*WHAT IS ASKED*
Would you write out the listing verbatim and skip every picture in it?

*RECORD LIST*
▼

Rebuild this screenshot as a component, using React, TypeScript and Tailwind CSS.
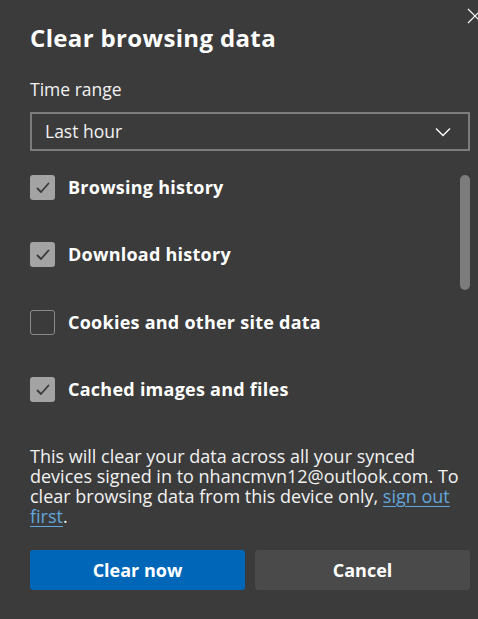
import React, { useState } from "react";

const font = { fontFamily: '"Open Sans", "Noto Sans", sans-serif' };

const items = [
  { label: "Browsing history", checked: true },
  { label: "Download history", checked: true },
  { label: "Cookies and other site data", checked: false },
  { label: "Cached images and files", checked: true },
];

const Check = ({ checked }: { checked: boolean }) =>
  checked ? (
    <div className="w-[25px] h-[25px] rounded-[3px] bg-[#a3a3a3] flex items-center justify-center shrink-0">
      <svg width="16" height="16" viewBox="0 0 16 16" fill="none">
        <path d="M2.5 8.5 L6 12 L13.5 3.5" stroke="#3a3a3a" strokeWidth="1.8" strokeLinecap="round" strokeLinejoin="round" />
      </svg>
    </div>
  ) : (
    <div className="w-[25px] h-[25px] rounded-[3px] border border-[#8a8a8a] shrink-0" />
  );

const App = () => {
  const [state, setState] = useState(items);

  return (
    <div className="relative w-[478px] h-[619px] overflow-hidden bg-[#3b3b3b] text-white" style={font}>
      <button className="absolute left-[467px] top-[8px]">
        <svg width="16" height="16" viewBox="0 0 16 16">
          <path d="M1 1 L15 15 M15 1 L1 15" stroke="#ffffff" strokeWidth="1.2" />
        </svg>
      </button>

      <div className="flex flex-col pl-[30px] pr-[8px] pt-[23px]">
        <h1 className="text-[24px] leading-[30px] font-bold tracking-[0.35px]">Clear browsing data</h1>

        <div className="mt-[25px] text-[17.5px] leading-[22px] text-[#f2f2f2]">Time range</div>

        <div className="mt-[12px] h-[39px] border-2 border-[#7c7c7c] flex items-center justify-between pl-[13px] pr-[17px] text-[17.5px] text-[#f2f2f2]">
          <span>Last hour</span>
          <svg width="16" height="10" viewBox="0 0 16 10" fill="none">
            <path d="M1 1.5 L8 8.5 L15 1.5" stroke="#ffffff" strokeWidth="1.3" />
          </svg>
        </div>

        <div className="mt-[24px] flex">
          <div className="flex-1 flex flex-col gap-[42.4px]">
            {state.map((it, i) => (
              <label
                key={it.label}
                className="flex items-center gap-[13px] cursor-pointer"
                onClick={() =>
                  setState((s) => s.map((x, j) => (j === i ? { ...x, checked: !x.checked } : x)))
                }
              >
                <Check checked={it.checked} />
                <span className="text-[18px] leading-[25px] font-bold tracking-[0.25px]">{it.label}</span>
              </label>
            ))}
          </div>
          <div className="w-[10px] h-[115px] rounded-full bg-[#7c7c7c]" />
        </div>

        <p className="mt-[44px] text-[18px] leading-[20px] text-[#f2f2f2]">
          This will clear your data across all your synced devices signed in to nhancmvn12@outlook.com. To
          clear browsing data from this device only,{" "}
          <a className="text-[#62a6de] underline underline-offset-[3px]">sign out first</a>.
        </p>

        <div className="mt-[24px] flex gap-[10px]">
          <button className="flex-1 h-[40px] rounded-[3px] bg-[#0067b8] text-[18px] font-bold text-white">
            Clear now
          </button>
          <button className="flex-1 h-[40px] rounded-[3px] bg-[#4a4a4a] text-[18px] font-bold text-white">
            Cancel
          </button>
        </div>
      </div>
    </div>
  );
};

export default App;
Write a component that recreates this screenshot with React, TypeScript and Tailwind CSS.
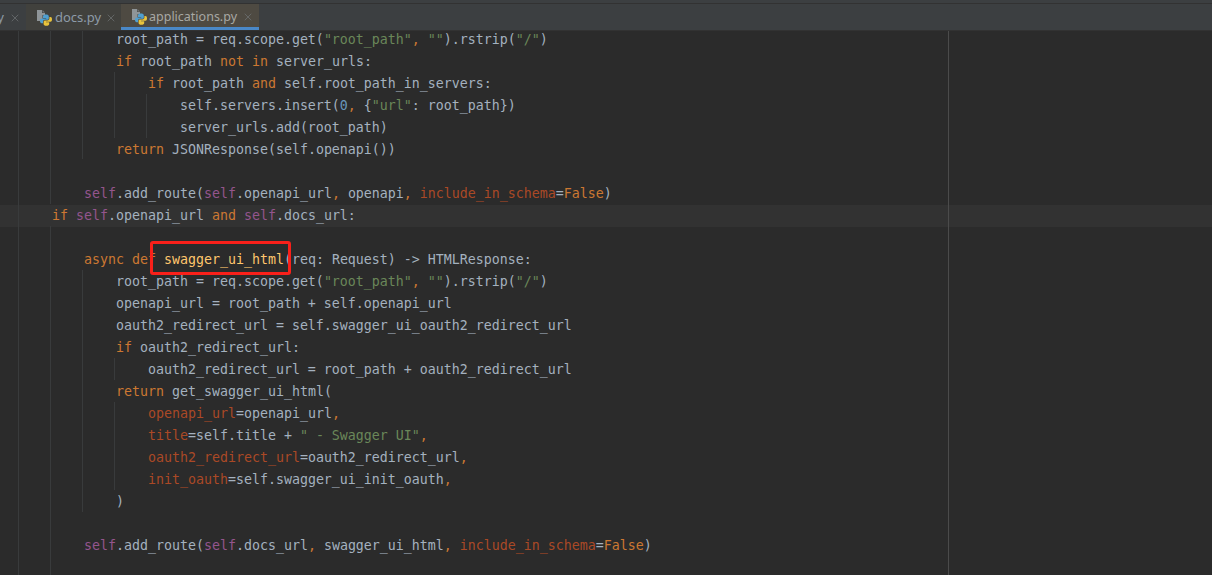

▲

*SOLUTION TO THE EXERCISE*
Rebuild this screenshot as a component, using React, TypeScript and Tailwind CSS.
import React, { useState } from "react";

const font = { fontFamily: '"Open Sans", "Noto Sans", sans-serif' };

const items = [
  { label: "Browsing history", checked: true },
  { label: "Download history", checked: true },
  { label: "Cookies and other site data", checked: false },
  { label: "Cached images and files", checked: true },
];

const Check = ({ checked }: { checked: boolean }) =>
  checked ? (
    <div className="w-[25px] h-[25px] rounded-[3px] bg-[#a3a3a3] flex items-center justify-center shrink-0">
      <svg width="16" height="16" viewBox="0 0 16 16" fill="none">
        <path d="M2.5 8.5 L6 12 L13.5 3.5" stroke="#3a3a3a" strokeWidth="1.8" strokeLinecap="round" strokeLinejoin="round" />
      </svg>
    </div>
  ) : (
    <div className="w-[25px] h-[25px] rounded-[3px] border border-[#8a8a8a] shrink-0" />
  );

const App = () => {
  const [state, setState] = useState(items);

  return (
    <div className="relative w-[478px] h-[619px] overflow-hidden bg-[#3b3b3b] text-white" style={font}>
      <button className="absolute left-[467px] top-[8px]">
        <svg width="16" height="16" viewBox="0 0 16 16">
          <path d="M1 1 L15 15 M15 1 L1 15" stroke="#ffffff" strokeWidth="1.2" />
        </svg>
      </button>

      <div className="flex flex-col pl-[30px] pr-[8px] pt-[23px]">
        <h1 className="text-[24px] leading-[30px] font-bold tracking-[0.35px]">Clear browsing data</h1>

        <div className="mt-[25px] text-[17.5px] leading-[22px] text-[#f2f2f2]">Time range</div>

        <div className="mt-[12px] h-[39px] border-2 border-[#7c7c7c] flex items-center justify-between pl-[13px] pr-[17px] text-[17.5px] text-[#f2f2f2]">
          <span>Last hour</span>
          <svg width="16" height="10" viewBox="0 0 16 10" fill="none">
            <path d="M1 1.5 L8 8.5 L15 1.5" stroke="#ffffff" strokeWidth="1.3" />
          </svg>
        </div>

        <div className="mt-[24px] flex">
          <div className="flex-1 flex flex-col gap-[42.4px]">
            {state.map((it, i) => (
              <label
                key={it.label}
                className="flex items-center gap-[13px] cursor-pointer"
                onClick={() =>
                  setState((s) => s.map((x, j) => (j === i ? { ...x, checked: !x.checked } : x)))
                }
              >
                <Check checked={it.checked} />
                <span className="text-[18px] leading-[25px] font-bold tracking-[0.25px]">{it.label}</span>
              </label>
            ))}
          </div>
          <div className="w-[10px] h-[115px] rounded-full bg-[#7c7c7c]" />
        </div>

        <p className="mt-[44px] text-[18px] leading-[20px] text-[#f2f2f2]">
          This will clear your data across all your synced devices signed in to nhancmvn12@outlook.com. To
          clear browsing data from this device only,{" "}
          <a className="text-[#62a6de] underline underline-offset-[3px]">sign out first</a>.
        </p>

        <div className="mt-[24px] flex gap-[10px]">
          <button className="flex-1 h-[40px] rounded-[3px] bg-[#0067b8] text-[18px] font-bold text-white">
            Clear now
          </button>
          <button className="flex-1 h-[40px] rounded-[3px] bg-[#4a4a4a] text-[18px] font-bold text-white">
            Cancel
          </button>
        </div>
      </div>
    </div>
  );
};

export default App;
Write a component that recreates this screenshot with React, TypeScript and Tailwind CSS.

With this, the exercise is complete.